In the last decade of his life, Robert Penn Warren remained a vibrant force in American literature, producing new works of poetry and nonfiction while also dealing courageously with the gradual decline of his health and the diminishment of his poetic powers. Toward Sunset, at a Great Height, 1980--1989, the sixth and final volume of the author's selected letters, provides crucial documentation of this period, containing Warren's correspondence with friends, family, fellow writers, editors, critics, and the scholars studying his works.
Warren published several volumes of poetry, including Being Here (1980), Rumor Verified (1981), and Chief Joseph of the Nez Perce (1983), and returned to nonfiction prose with Jefferson Davis Gets His Citizenship Back (1980) and the memoir Portrait of a Father (1988).

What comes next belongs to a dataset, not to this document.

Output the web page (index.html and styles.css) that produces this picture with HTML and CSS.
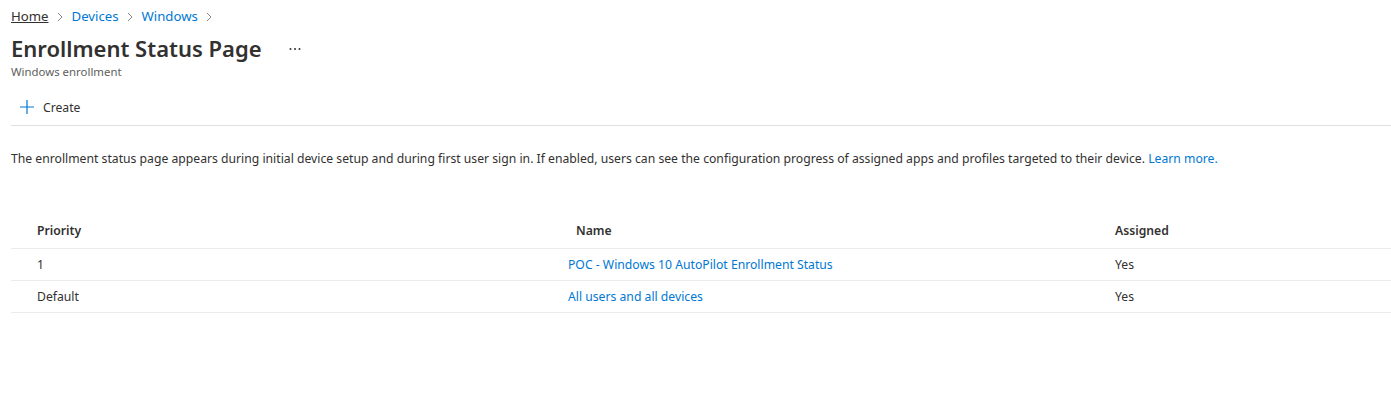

His letters reveal that he tried to begin writing a novel but was unable to make substantial progress on it, and that from 1985 on he became increasingly dissatisfied with his new poems. Until his death at age eighty-four, however, Warren maintained an active correspondence filled with news about his writings and travels, accounts of the lives of his wife and children, and a stoic attitude about his own physical decline as well as a solicitousness regarding the health of others, such as his brother, Thomas, and sister, Mary. He communicated with rising young scholars and encouraged younger poets he admired.
Toward Sunset, at a Great Height offers rich insights into the closing chapter of Robert Penn Warren's professional and personal life, making it an essential resource for understanding the full scope of the author's contribution to American letters.